Mr. Stevens and Mr. Coe, both missionaries, have recently been appointed to visit the Indian country, with the object of observing whether some less expensive and more general effort to instruct and benefit the body of the tribes, cannot be made. The latter has a commentatory letter to this end, from Gen. Jackson, dated the 19th of March, which denotes an interest on this topic that argues favorably of his views of moral things.
"The true system of converting the Indians was, it is apprehended, adopted by David Brainerd in 1744. He took the Bible, and declared its truths with simplicity and earnestness in the Indian villages. There was no preparation of buildings or outlays. In one year he had gathered a church of pure believers. Their manners immediately reformed; they became industrious and cleanly, and built houses, and schools, and tilled the land. All this was a consequence, and not a cause of Christianity." [58]
[58] Works of Jonathan Edwards, vol. 10.
2d. A friend writes: "I believe the literary world is rather lazy just at this time; at least nothing novel, except words, has reached my eye. Your Literary Voyager has lately been traveling the rounds amongst your friends."
12th. COPPER MINES.--A private letter, from a high quarter, says: "Col. Benton's bill, respecting the copper mines, which passed Congress, only provided for permission being granted to individuals to work them at their own expense. There is no intention of doing anything on public account." This, it will be perceived, was the view presented (ante) by Mr. Dox, in his able letter to me on the subject, several years ago. Congress will not authorize the working of the mines. It is a matter for private enterprize.
July 14th. WHISKY AMONG THE INDIANS.--Mr. Robert Stuart, Agent to the American Fur Company, writes from Mackinac, that some of the American Fur Company's clerks are not inclined to take whisky, under the general government permit, provided their opponents take none. This tampering with the subject and with me, in the conduct of the agent of that company, whose duty it is rigidly to exclude the article by every means, would accord better, it should seem, with the spirit of one who had not recently taken obligations which are applicable to all times and all space. Little does the spirit of commerce care how many Indians die inebriates, if it can be assured of beaver skins. The situation of any of its agents, who may acknowledge Christian obligations, is doubtless an embarrassing one; and such persons should seek to get out of such an employment as soon as possible. The true direction, in all cases of this kind, is, to take high moral grounds. The department, by granting such permits, violates a law. The agent of the company who seeks to exclude "opponents" in the trade, errs by attempting to throw the responsibility of the minor question upon the local agent, over whose head he already shakes his permits from a superior power. Now the "opponents," be it understood, have no such "permits," and the agent can give them none.

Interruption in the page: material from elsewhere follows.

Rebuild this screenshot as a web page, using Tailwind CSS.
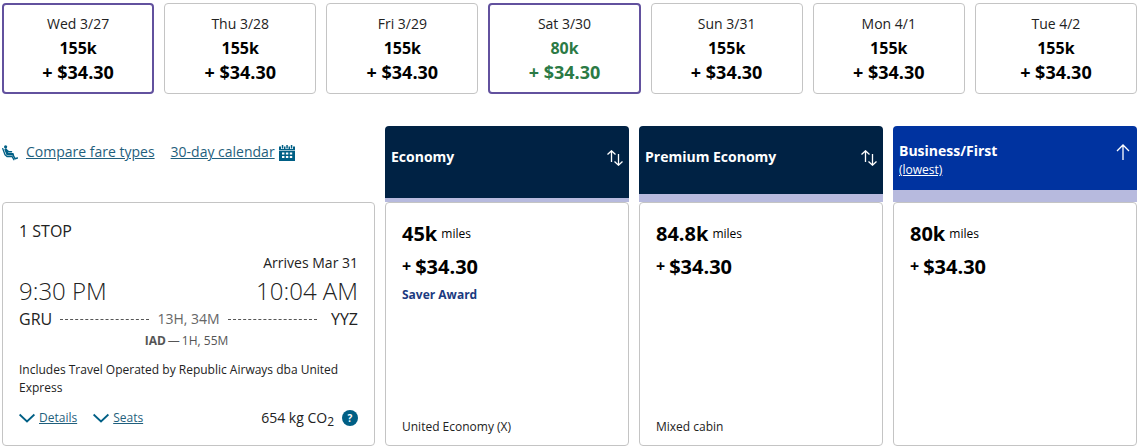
<!DOCTYPE html>
<html lang="en">
 <head>
  <meta charset="utf-8"/>
  <meta content="width=device-width, initial-scale=1.0" name="viewport"/>
  <title>Flight results</title>
  <script src="https://cdn.jsdelivr.net/npm/@tailwindcss/browser@4"></script>
 </head>
 <body class="bg-white text-black font-['Open_Sans',sans-serif] pt-[3px] px-[2px]">
  <!-- Date strip -->
  <nav aria-label="Travel dates" class="grid grid-cols-7">
   <button class="mr-[10px] rounded border-2 border-[#62519e] pt-[7px] pb-2 text-center">
    <span class="block text-sm leading-6 text-[#222]">Wed 3/27</span>
    <span class="block text-base leading-6 font-bold">155k</span>
    <span class="block text-lg leading-6 font-bold">+ $34.30</span>
   </button>
   <button class="mr-[10px] rounded border border-[#c4c4c4] pt-2 pb-[9px] text-center">
    <span class="block text-sm leading-6 text-[#222]">Thu 3/28</span>
    <span class="block text-base leading-6 font-bold">155k</span>
    <span class="block text-lg leading-6 font-bold">+ $34.30</span>
   </button>
   <button class="mr-[10px] rounded border border-[#c4c4c4] pt-2 pb-[9px] text-center">
    <span class="block text-sm leading-6 text-[#222]">Fri 3/29</span>
    <span class="block text-base leading-6 font-bold">155k</span>
    <span class="block text-lg leading-6 font-bold">+ $34.30</span>
   </button>
   <button class="mr-[10px] rounded border-2 border-[#62519e] pt-[7px] pb-2 text-center">
    <span class="block text-sm leading-6 text-[#222]">Sat 3/30</span>
    <span class="block text-base leading-6 font-bold text-[#2b7a45]">80k</span>
    <span class="block text-lg leading-6 font-bold text-[#2b7a45]">+ $34.30</span>
   </button>
   <button class="mr-[10px] rounded border border-[#c4c4c4] pt-2 pb-[9px] text-center">
    <span class="block text-sm leading-6 text-[#222]">Sun 3/31</span>
    <span class="block text-base leading-6 font-bold">155k</span>
    <span class="block text-lg leading-6 font-bold">+ $34.30</span>
   </button>
   <button class="mr-[10px] rounded border border-[#c4c4c4] pt-2 pb-[9px] text-center">
    <span class="block text-sm leading-6 text-[#222]">Mon 4/1</span>
    <span class="block text-base leading-6 font-bold">155k</span>
    <span class="block text-lg leading-6 font-bold">+ $34.30</span>
   </button>
   <button class="rounded border border-[#c4c4c4] pt-2 pb-[9px] text-center">
    <span class="block text-sm leading-6 text-[#222]">Tue 4/2</span>
    <span class="block text-base leading-6 font-bold">155k</span>
    <span class="block text-lg leading-6 font-bold">+ $34.30</span>
   </button>
  </nav>

  <main class="mt-8">
   <!-- Column headings -->
   <div class="grid grid-cols-[373fr_244fr_244fr_244fr] gap-x-[10px] h-[76px]">
    <div class="flex items-start pt-4 text-sm leading-5 text-[#1f5f7d]">
     <svg aria-hidden="true" class="mt-[3px] size-4" fill="none" viewBox="0 0 16 16">
      <circle cx="3.600" cy="1.800" fill="#005f85" r="1.600"/>
      <path d="M.7 3.600l2.300 6.200 2 1.800h5.200l1.700 3.200" stroke="#005f85" stroke-linecap="round" stroke-linejoin="round" stroke-width="1.300"/>
      <path d="M3.700 4.600L5.600 9.300h5" stroke="#005f85" stroke-linecap="round" stroke-linejoin="round" stroke-width="2.600"/>
      <path d="M10.800 9.200l2.200 4.600 2.400-.8M5 5.200l1.800 1.600h2.700" stroke="#005f85" stroke-linecap="round" stroke-linejoin="round" stroke-width="1.500"/>
     </svg>
     <a class="ml-2 underline" href="#">Compare fare types</a>
     <a class="ml-4 underline" href="#">30-day calendar</a>
     <svg aria-hidden="true" class="ml-1 mt-[3px] size-4" viewBox="0 0 16 16">
      <path d="M0 1.500h2v2.500h3V1.500h1.500v2.500h3V1.500H11v2.500h3V1.500h2v3.700H0zM2.800 0h1.500v3.400H2.800zM7.300 0h1.500v3.400H7.300zM11.800 0h1.500v3.400h-1.500z" fill="#005f85"/>
      <path d="M0 5.800h16V16H0z" fill="#005f85"/>
      <path d="M3 7.500h2.400v2H3zM6.900 7.500h2.400v2H6.900zM10.800 7.500h2.400v2h-2.400zM3 11h2.400v2H3zM6.900 11h2.400v2H6.900zM10.800 11h2.400v2h-2.400z" fill="#fff"/>
     </svg>
    </div>
    <div class="flex items-start justify-between rounded-t border-b-4 border-[#b7bade] bg-[#002244] px-[6px] pt-[21px] text-sm leading-5 text-white">
     <h2 class="font-bold">Economy</h2>
     <button aria-label="Sort by Economy" class="mt-[3px]">
      <svg class="size-4" fill="none" stroke="currentColor" stroke-width="1.300" viewBox="0 0 16 16"><path d="M.5 4.500L4.500.8l4 3.700M4.500 1v11M7.500 11.500l4 3.700 4-3.700M11.500 15V4"/></svg>
     </button>
    </div>
    <div class="flex items-start justify-between rounded-t border-b-8 border-[#b7bade] bg-[#002244] px-[6px] pt-[21px] text-sm leading-5 text-white">
     <h2 class="font-bold">Premium Economy</h2>
     <button aria-label="Sort by Premium Economy" class="mt-[3px]">
      <svg class="size-4" fill="none" stroke="currentColor" stroke-width="1.300" viewBox="0 0 16 16"><path d="M.5 4.500L4.500.8l4 3.700M4.500 1v11M7.500 11.500l4 3.700 4-3.700M11.500 15V4"/></svg>
     </button>
    </div>
    <div class="flex items-start justify-between rounded-t border-b-12 border-[#b7bade] bg-[#0033a0] px-[6px] pt-[15px] text-sm leading-5 text-white">
     <div>
      <h2 class="font-bold">Business/First</h2>
      <a class="block text-xs leading-[18px] underline" href="#">(lowest)</a>
     </div>
     <button aria-label="Sort by Business/First" class="mt-[3px]">
      <svg class="size-4" fill="none" stroke="currentColor" stroke-width="1.300" viewBox="0 0 16 16"><path d="M2 7l6-6 6 6M8 1v15"/></svg>
     </button>
    </div>
   </div>

   <!-- Flight row -->
   <div class="grid grid-cols-[373fr_244fr_244fr_244fr] gap-x-[10px]">
    <section class="rounded border border-[#c4c4c4] px-4 pt-[18px] pb-[17px] text-[#222]">
     <p class="text-base leading-5">1 STOP</p>
     <p class="mt-3 text-right text-sm leading-5">Arrives Mar 31</p>
     <div class="flex justify-between text-2xl font-light leading-9">
      <span>9:30 PM</span>
      <span>10:04 AM</span>
     </div>
     <div class="flex items-center text-base leading-5">
      <span>GRU</span>
      <span class="mx-2 flex-1 border-t border-dashed border-[#555]"></span>
      <span class="text-sm leading-5 text-[#666]">13H, 34M</span>
      <span class="ml-2 mr-[14px] flex-1 border-t border-dashed border-[#555]"></span>
      <span>YYZ</span>
     </div>
     <p class="mt-[3px] flex justify-center gap-[2px] pr-1 text-xs leading-[18px] text-[#555]"><strong>IAD</strong><span>—</span><span>1H, 55M</span></p>
     <p class="mt-[11px] text-xs leading-[18px]">Includes Travel Operated by Republic Airways dba United Express</p>
     <div class="mt-[11px] flex h-5 items-center text-xs leading-5">
      <button class="flex items-center gap-1 text-[#1f5f7d]">
       <svg class="size-4" fill="none" stroke="#005f85" stroke-width="1.800" viewBox="0 0 16 16"><path d="M.6 4.500L8 11.500l7.400-7"/></svg>
       <span class="underline">Details</span>
      </button>
      <button class="ml-4 flex items-center gap-1 text-[#1f5f7d]">
       <svg class="size-4" fill="none" stroke="#005f85" stroke-width="1.800" viewBox="0 0 16 16"><path d="M.6 4.500L8 11.500l7.400-7"/></svg>
       <span class="underline">Seats</span>
      </button>
      <span class="ml-auto text-sm leading-5">654 kg CO<sub class="text-xs leading-none">2</sub></span>
      <button aria-label="About carbon emissions" class="ml-2 size-4 rounded-full bg-[#005f85] text-[10px] leading-4 font-bold text-white">?</button>
     </div>
    </section>
    <section class="flex flex-col rounded border border-[#c4c4c4] px-4 pt-[18px] pb-[9px]">
     <p class="flex gap-1 text-xs leading-[26px]"><strong class="text-xl leading-[26px] font-bold">45k</strong><span>miles</span></p>
     <p class="mt-[7px] flex gap-1 text-xl leading-[26px] font-bold"><span class="text-base leading-6">+</span><span>$34.30</span></p>
     <p class="mt-[6px] text-xs leading-[18px] font-bold text-[#1b3a80]">Saver Award</p>
     <p class="mt-auto text-xs leading-[18px] text-[#222]">United Economy (X)</p>
    </section>
    <section class="flex flex-col rounded border border-[#c4c4c4] px-4 pt-[18px] pb-[9px]">
     <p class="flex gap-1 text-xs leading-[26px]"><strong class="text-xl leading-[26px] font-bold">84.8k</strong><span>miles</span></p>
     <p class="mt-[7px] flex gap-1 text-xl leading-[26px] font-bold"><span class="text-base leading-6">+</span><span>$34.30</span></p>
     <p class="mt-auto text-xs leading-[18px] text-[#222]">Mixed cabin</p>
    </section>
    <section class="flex flex-col rounded border border-[#c4c4c4] px-4 pt-[18px] pb-[9px]">
     <p class="flex gap-1 text-xs leading-[26px]"><strong class="text-xl leading-[26px] font-bold">80k</strong><span>miles</span></p>
     <p class="mt-[7px] flex gap-1 text-xl leading-[26px] font-bold"><span class="text-base leading-6">+</span><span>$34.30</span></p>
    </section>
   </div>
  </main>
 </body>
</html>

This subject of ardent spirits is a constantly recurring one in every possible form; and no little time of an agent of Indian affairs, and no small part of his troubles and vexations, are due to it. The traders and citizens generally, on the frontiers, are leagued in their supposed interests to break down, or evade the laws, Congressional and territorial, which exclude it, or make it an offence to sell or give it. If an agent aims honestly to put the law in force, he must expect to encounter obloquy. If he appeals to the local courts, it is ten to one that nine-tenths of his jury are offenders in this very thing. So far as the American Fur Company is concerned, it is seen, I think, by the course of the managers, that it would conduce to better hunts if the Indians were kept sober, and liquor were rigidly excluded; but the argument is, that "on the lines"--that the Hudson's Bay Company use it, and that their trade would suffer if they had not "some." And they thus override the agents, by appealing to higher powers, and so get permits annually, for a limited quantity, of which they and not the agents are the judges. In this way the independence of the agents is constantly kept down, and made to bend to a species of mock popular will.
In view of the counteracting influence of the American Fur Company on this frontier, it would be better for the credit of morals, properly so considered, if the chief agent of that concern at Michilimackinac were not a professor of religion, or otherwise, if he were in a position to act out its precepts boldly and frankly on this subject. For, as it now is, his position is perpetually mistaken. A temperance man, he is yet a member of a local temperance society, which only operates against the retailers, but leaves members free to sell by the barrel. Bound, by the principles of law, not to introduce whisky into the interior, he yet sells it to others, knowing their intention to be to run it over the lines, in spite of the agents. This is done by white and red men. And he obtains "permits" besides, as head of the company, at head-quarters at Washington, to take in, openly, a certain quantity of high wines every year. Talk to that gentleman on the subject, and he is eloquent in defence of temperance. Thus the obligation is kept to the ear, but broken in the practice. A business that thus compels a man to hamper his conscience, and cause scandal to the church, should be abandoned at once.